WebMacro Script and Framework Design Goals
This document records the main things we want to accomplish with this package. Not all of them are present in the current implementation, but even then they do represent the direction we hope to move in.You should also check my Fundamentals of Servlet Design article, which argues for the Model/View/Controller framework which WebMacro embodies.
Here are the simple, direct goals of the WebMacro framework:
- Templates: Make Simple Things Simple
A template should look and feel like an HTML document; the fact that it has some data stuck into it shouldn't obscure its overall appearance.
A template language is not a scripting language. If you want to have advanced scripting features, you should not use a template language to do that--in WebMacro we expect you to open up a block and write a bunch of real programming code when you want to do that.
80% of the time all you want to do is stick some automatically generated output into a web page. WebMacro makes that simple, while still allowing you to use a full fledged standard programming language in those cases where that just won't do.

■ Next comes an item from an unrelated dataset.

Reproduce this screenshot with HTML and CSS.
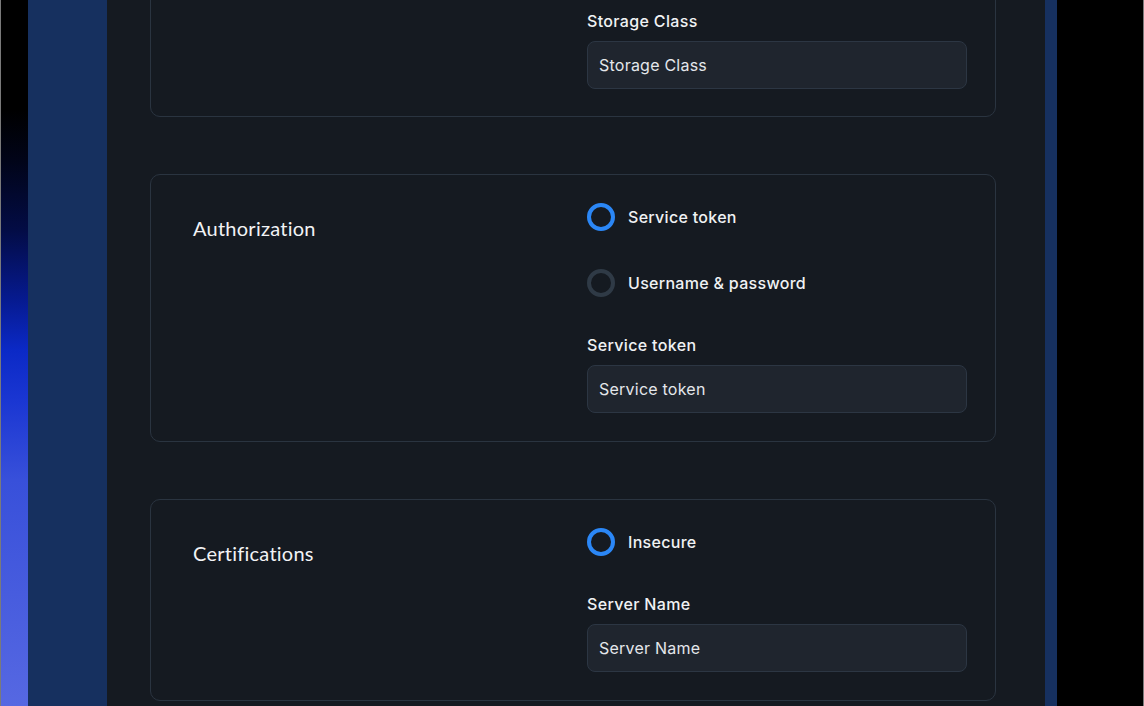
FILE: index.html
```html
<!DOCTYPE html>
<html lang="en">
<head>
<meta charset="utf-8">
<title>Settings</title>
<link rel="stylesheet" href="styles.css">
</head>
<body>
<div class="frame">
  <div class="edge-glow"></div>
  <div class="side-band"></div>
  <main class="content">
    <section class="card card-first">
      <div class="card-title"></div>
      <div class="card-body">
        <div class="field">
          <label class="field-label">Storage Class</label>
          <div class="input">Storage Class</div>
        </div>
      </div>
    </section>

    <section class="card">
      <h2 class="card-title">Authorization</h2>
      <div class="card-body">
        <div class="radio-group">
          <div class="radio-item"><span class="radio radio-on"></span><span class="radio-text">Service token</span></div>
          <div class="radio-item"><span class="radio"></span><span class="radio-text">Username &amp; password</span></div>
        </div>
        <div class="field">
          <label class="field-label">Service token</label>
          <div class="input">Service token</div>
        </div>
      </div>
    </section>

    <section class="card">
      <h2 class="card-title">Certifications</h2>
      <div class="card-body">
        <div class="radio-group">
          <div class="radio-item"><span class="radio radio-on"></span><span class="radio-text">Insecure</span></div>
        </div>
        <div class="field">
          <label class="field-label">Server Name</label>
          <div class="input">Server Name</div>
        </div>
      </div>
    </section>
  </main>
  <div class="side-band side-band-right"></div>
  <div class="outside"></div>
</div>
</body>
</html>
```
FILE: styles.css
```css
* { box-sizing: border-box; }
html, body { margin: 0; padding: 0; height: 100%; background: #000; overflow: hidden; }
body { font-family: Inter, "Noto Sans", sans-serif; }

.frame {
  display: flex;
  height: 706px;
  width: 1144px;
  border-left: 1px solid #7a7a7a;
  border-right: 1px solid #7a7a7a;
}
.edge-glow {
  width: 27px;
  flex: none;
  background: linear-gradient(to bottom,
    #000 0px, #000 110px, #010418 160px, #030c45 230px,
    #061a90 300px, #0b29c6 350px, #1a36d2 400px, #3850da 480px, #5668e2 706px);
}
.side-band { width: 79px; flex: none; background: #16305f; }
.side-band-right { width: 12px; }
.outside { flex: 1; background: #000; }

.content {
  width: 938px;
  flex: none;
  background: #151a21;
  padding-left: 43px;
  overflow: hidden;
}

.card {
  width: 846px;
  display: grid;
  grid-template-columns: 1fr 380px;
  border: 1px solid #2a3440;
  border-radius: 10px;
  padding: 28px 28px 28px 42px;
  margin-bottom: 57px;
}
.card-first { margin-top: -20px; padding-bottom: 27px; }

.card-title {
  margin: 0;
  padding-top: 10px;
  font-family: Lato, "Open Sans", sans-serif;
  font-weight: 400;
  font-size: 20px;
  line-height: 30px;
  color: #f2f3f5;
  letter-spacing: 0.25px;
}

.card-body { display: flex; flex-direction: column; }

.radio-group { display: flex; flex-direction: column; gap: 38px; margin-bottom: 36px; }
.radio-item { display: flex; align-items: center; gap: 13px; height: 28px; }
.radio {
  width: 28px; height: 28px; border-radius: 50%;
  border: 4.5px solid #2f3a46;
  flex: none;
}
.radio-on { border-color: #2b87f6; }
.radio-text { font-size: 16px; font-weight: 450; color: #f0f2f4; line-height: 24px; letter-spacing: 0.3px; }

.field { display: flex; flex-direction: column; gap: 8px; }
.field-label { font-size: 16px; font-weight: 450; color: #f0f2f4; line-height: 24px; letter-spacing: 0.35px; }
.input {
  height: 48px;
  border: 1px solid #2c3643;
  border-radius: 8px;
  background: #1f252e;
  padding: 0 11px;
  display: flex; align-items: center;
  font-size: 16px;
  color: #e4e7eb;
  letter-spacing: 0.23px;
}
```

So taking a page out of the PERL book, we want to make the simple thing simple--and the hard thing not so bad.
- Programming: Use A Standard Language
We want programmers to be able to develop the cool core of their application using a normal programming language. Other tools, such as PHP, try to re-invent the wheel--they create a whole new language that is not as powerful as Java, and you have to learn it.
Why?
There are perfectly good programming languages out there that work great as it is: Java, C++, PERL, etc.--why shouldn't developers use these for the core of their application?
WebMacro is intended to let web developers go back to using standard programming langauges. For starters, Java--but we'll add more languages as time goes by.

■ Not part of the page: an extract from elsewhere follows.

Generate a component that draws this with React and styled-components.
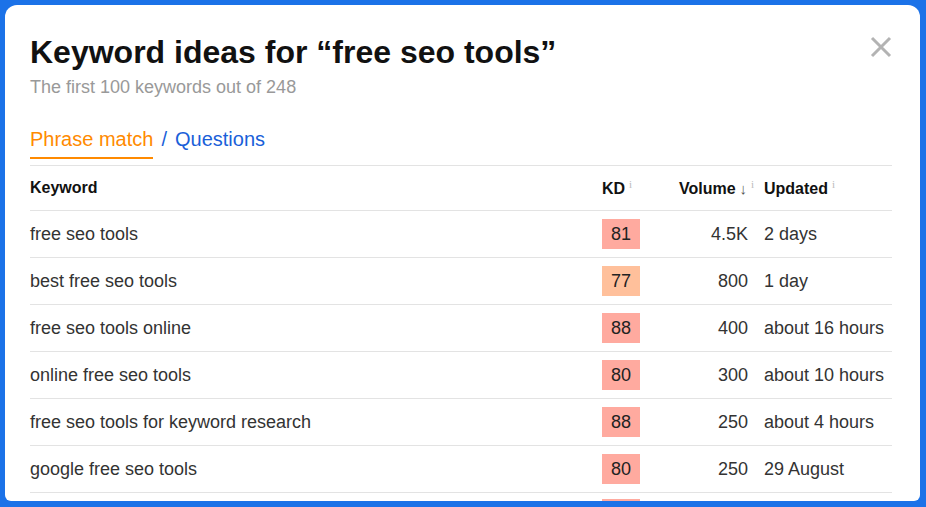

- Clean Separation of Form and Function
We want the programmer and the graphics designer to agree on what the page should contain, and then go off and do their separate things. One will write functions that produce the content; the other will write a template that lays it out.
Of course they will have to communicate--the application will demand it. But now they can spend their time together talking about what the application should do, rather than how to get some extra whitespace into table cells--the web designer can do that on their own, and the programmer can get back to implementing cool functionality.

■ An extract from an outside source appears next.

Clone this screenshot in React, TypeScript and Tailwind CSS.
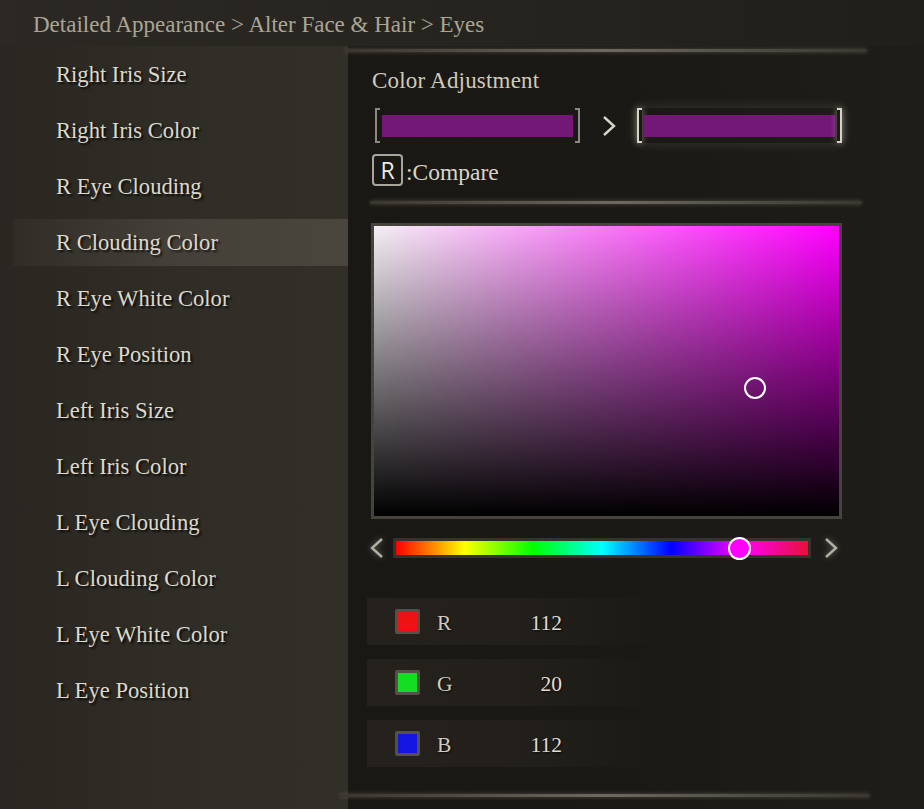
import React from 'react';

const items = [
  'Right Iris Size',
  'Right Iris Color',
  'R Eye Clouding',
  'R Clouding Color',
  'R Eye White Color',
  'R Eye Position',
  'Left Iris Size',
  'Left Iris Color',
  'L Eye Clouding',
  'L Clouding Color',
  'L Eye White Color',
  'L Eye Position',
];

const channels = [
  { label: 'R', value: 112, swatch: 'bg-[#ee1212]' },
  { label: 'G', value: 20, swatch: 'bg-[#14dd24]' },
  { label: 'B', value: 112, swatch: 'bg-[#1616e2]' },
];

const hue = 300;
const picker = { s: 0.82, v: 0.44 };

function Chevron({ dir, className }: { dir: 'left' | 'right'; className?: string }) {
  return (
    <svg width="16" height="22" viewBox="0 0 16 22" className={className}>
      <polyline
        points={dir === 'right' ? '3,2 13,11 3,20' : '13,2 3,11 13,20'}
        fill="none"
        stroke="currentColor"
        strokeWidth="2.4"
        strokeLinejoin="miter"
      />
    </svg>
  );
}

function Swatch({ active }: { active?: boolean }) {
  const bracket = active
    ? 'border-[#d6d2c6] shadow-[0_0_6px_rgba(220,215,200,0.55)]'
    : 'border-[#8d897f]';
  return (
    <div className={`flex items-center gap-[2px] ${active ? 'shadow-[0_0_14px_rgba(200,195,180,0.18)]' : ''}`}>
      <div className={`w-[5px] h-[35px] border-l-2 border-t-2 border-b-2 ${bracket}`} />
      <div className="w-[191px] h-[22px] bg-[#741878]" />
      <div className={`w-[5px] h-[35px] border-r-2 border-t-2 border-b-2 ${bracket}`} />
    </div>
  );
}

function GlowLine({ className }: { className: string }) {
  return (
    <div
      className={`h-[3px] rounded-full bg-linear-to-r from-[#3a3731] via-[#6d6960] to-[#3a3731] shadow-[0_0_4px_rgba(120,115,105,0.6)] ${className}`}
    />
  );
}

export default function App() {
  return (
    <div className="w-[924px] h-[809px] overflow-hidden bg-[#2a2722] text-[#dcd8cc] font-['Liberation_Serif','DejaVu_Serif',serif]">
      {/* Breadcrumb */}
      <div className="h-[46px] pl-[33px] pt-[11px] text-[23px] leading-[28px] text-[#aaa595] bg-linear-to-r from-[#2c2924] to-[#211f1b]">
        Detailed Appearance &gt; Alter Face &amp; Hair &gt; Eyes
      </div>

      <div className="flex h-[763px]">
        {/* Left menu */}
        <div className="w-[348px] bg-linear-to-r from-[#2a2722] via-[#302d27] to-[#322f29]">
          {items.map((label, i) => (
            <div key={label} className="h-[56px] flex items-center">
              {i === 3 ? (
                <div className="ml-[13px] flex-1 h-[47px] flex items-center pt-[2px] pl-[43px] text-[22.6px] [text-shadow:2px_2px_2px_rgba(0,0,0,0.75)] bg-linear-to-r from-[#302d27] via-[#45413a] to-[#4a463d]">
                  {label}
                </div>
              ) : (
                <div className="flex-1 h-[47px] flex items-center pt-[2px] pl-[56px] text-[22.6px] [text-shadow:2px_2px_2px_rgba(0,0,0,0.75)]">
                  {label}
                </div>
              )}
            </div>
          ))}
        </div>

        {/* Right panel */}
        <div className="flex-1 flex flex-col bg-linear-to-r from-[#1a1814] via-[#1b1915] to-[#1f1d19]">
          <GlowLine className="mt-[3px] w-[522px] -ml-[3px]" />

          <div className="pl-[24px] flex flex-col">
            <div className="mt-[15px] text-[23px] leading-[28px] tracking-[0.2px] text-[#cfcabb]">Color Adjustment</div>

            <div className="mt-[13px] flex items-center">
              <div className="ml-[3px]">
                <Swatch />
              </div>
              <Chevron dir="right" className="ml-[21px] text-[#d8d4c8]" />
              <div className="ml-[20px]">
                <Swatch active />
              </div>
            </div>

            <div className="mt-[11px] flex items-center h-[32px]">
              <div className="w-[31px] h-[32px] rounded-[4px] border-2 border-[#a9a59b] flex items-center justify-center text-[23px] font-medium text-[#ecebe6] font-['Open_Sans',sans-serif]">
                R
              </div>
              <span className="ml-[3px] pt-[5px] text-[23.5px] text-[#d8d4c8]">:Compare</span>
            </div>

            <GlowLine className="mt-[15px] w-[492px] -ml-[2px] h-[2px]" />

            {/* Saturation / value field */}
            <div className="mt-[19px] -ml-[1px] relative w-[471px] h-[296px] border-[3px] border-[#46433c] bg-[#ff00ff]">
              <div className="absolute inset-0 bg-linear-to-r from-[#f4f0f4] to-transparent" />
              <div className="absolute inset-0 bg-linear-to-b from-transparent to-black" />
              <div
                className="absolute w-[22px] h-[22px] -ml-[11px] -mt-[11px] rounded-full border-2 border-white"
                style={{ left: `${picker.s * 100}%`, top: `${(1 - picker.v) * 100}%` }}
              />
            </div>

            {/* Hue slider */}
            <div className="mt-[18px] h-[22px] flex items-center -ml-[3px]">
              <Chevron dir="left" className="text-[#b3afa4] [filter:drop-shadow(0_0_3px_rgba(200,195,180,0.5))]" />
              <div className="ml-[8px] relative w-[418px] h-[20px] border-[3px] border-[#36332d] bg-[linear-gradient(to_right,#f00,#ff0,#0f0,#0ff,#00f,#f0f,#e8103a)]">
                <div
                  className="absolute top-1/2 w-[23px] h-[23px] -ml-[11px] -mt-[11.5px] rounded-full border-2 border-white bg-[#ff00ff]"
                  style={{ left: `${(hue / 360) * 100}%` }}
                />
              </div>
              <Chevron dir="right" className="ml-[12px] text-[#b3afa4] [filter:drop-shadow(0_0_3px_rgba(200,195,180,0.5))]" />
            </div>

            {/* RGB rows */}
            <div className="mt-[39px] -ml-[5px] flex flex-col gap-[14px]">
              {channels.map((c) => (
                <div
                  key={c.label}
                  className="w-[300px] h-[47px] flex items-center pl-[28px] bg-linear-to-r from-[#25221d] via-[#23201b] to-transparent [text-shadow:1px_1px_2px_rgba(0,0,0,0.8)]"
                >
                  <div className="w-[25px] h-[25px] border-[3px] border-[#555148] rounded-[2px] flex">
                    <div className={`flex-1 ${c.swatch}`} />
                  </div>
                  <span className="ml-[17px] w-[20px] pt-[4px] text-[21.5px] text-[#cfcabd]">{c.label}</span>
                  <span className="w-[105px] pt-[4px] text-right text-[21.5px] text-[#e0dcd2]">{c.value}</span>
                </div>
              ))}
            </div>
          </div>

          <GlowLine className="mt-[27px] w-[530px] -ml-[8px]" />
        </div>
      </div>
    </div>
  );
}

The intent of the WebMacro system is to cleanly separate work that is programming from work that is page design.
One thing we haven't done yet that we hope to do in the future is allow the establishment of a contract: A specification of what automatically generated content will exist so that we can validate templates and programs, proving that they get along before a problem happens. Look for this in verson 1.1 or 1.2.
- Orthagonal to XML
Unlike every other server side language out there, we did not want to violate the XML/HTML language specifications.
Most languages use odd things like <%...%> that are just completely non-standard. Or they embed tags inside of tags in weird ways. Or they make up tags that don't make sense.
Instead we wanted to be independent of XML. We wanted to create a language that would smoothly interoperate with XML, so you could have a document full of our markup and it would ALSO be a valid XML document.
There is a deeper problem here too: If you are trying to generate XML/HTML output, and you are using XML/HTML as your input, and you are also using XML/HTML as your parsing language--well then you are really trying to do three things with the same parse tree, and it is a bloody mess.